Whaddup, pigs?

 These pigs were much more interested in eating than in looking at the camera.

These pigs were much more interested in eating than in looking at the camera.

"Shooting ground squirrels is about the only legal thing going on in Hayfork," said my friend Keating. "Next time you come, we'll take you squirrel hunting. For the culture shock." 

Before two weeks ago, I had never heard of the town of Hayfork, California. It sits in a valley in Trinity county, which I had also never heard of. It's way the fuck north, sandwiched between Redding and Humboldt county. Hayfolk almost disappeared earlier this summer, when wildfires singed the mountain rims surrounding the town. 

Keating grows pigs right now, plus a brood of chickens. And pasture. Lots and lots of pasture. The Gloucestershire old spot, Tamworth and Berkshire hogs do much of this work, shitting and rummaging and rolling around in the dirt. The grass is mostly dry this time of year, dusty-tan and full of prickles and burrs. I saw some pictures of the farm from the spring and it a different place — all green, lush, and hopeful. But Keating and his business partner Chris are optimistic that the greenery will return. It's an El Niño year after all. 

 JoJo the pet pig likes to eat while she sleeps.

JoJo the pet pig likes to eat while she sleeps.

They get all of their water from a nearby spring. It's still got water in it when we drive by, but not a lot. It's pretty incredible that such a small spigot is keeping so many pigs alive.

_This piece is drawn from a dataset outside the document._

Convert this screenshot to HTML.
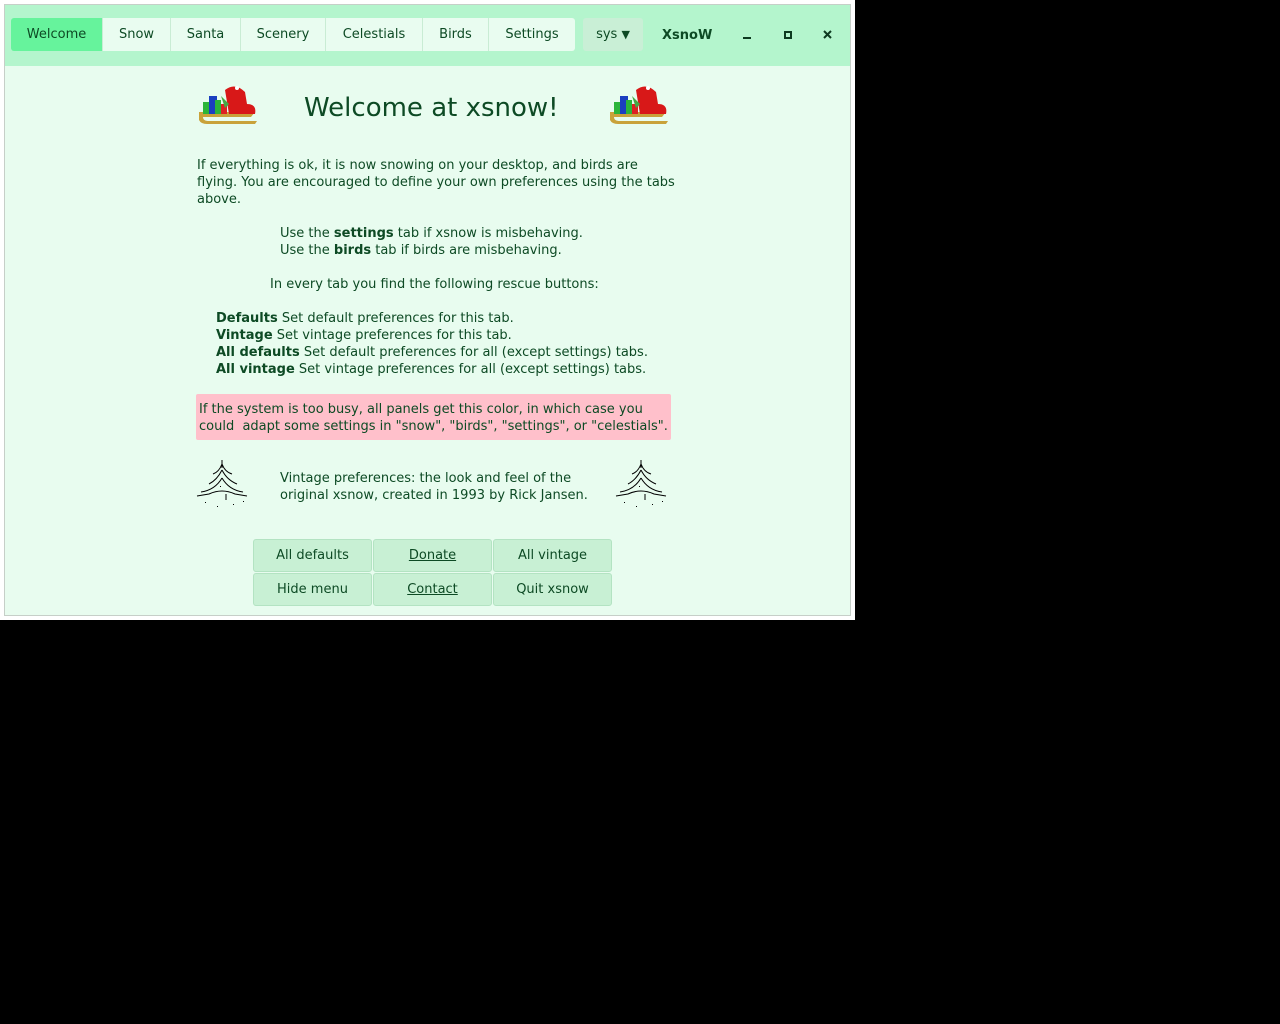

Keating and Chris brought pigs onto this 800-acre parcel of land in January. (They've had control of the land since last March.) It's stunning. There are the pastures, of course, only some of which have been revitalized. The remainder look like scorched earth after being trashed by the cows that used to graze there. Venture only part of the way up the hill and there's an oak forest — prime acorn territory, and a dream summer home for the pigs. Fruit trees and bushes also grow in this area, so the pigs can have apple, pear, and berry desserts. Further up the road, the oaks give way to old growth pines. Here it feels almost like Oregon, lush and moist, even in the absence of rain.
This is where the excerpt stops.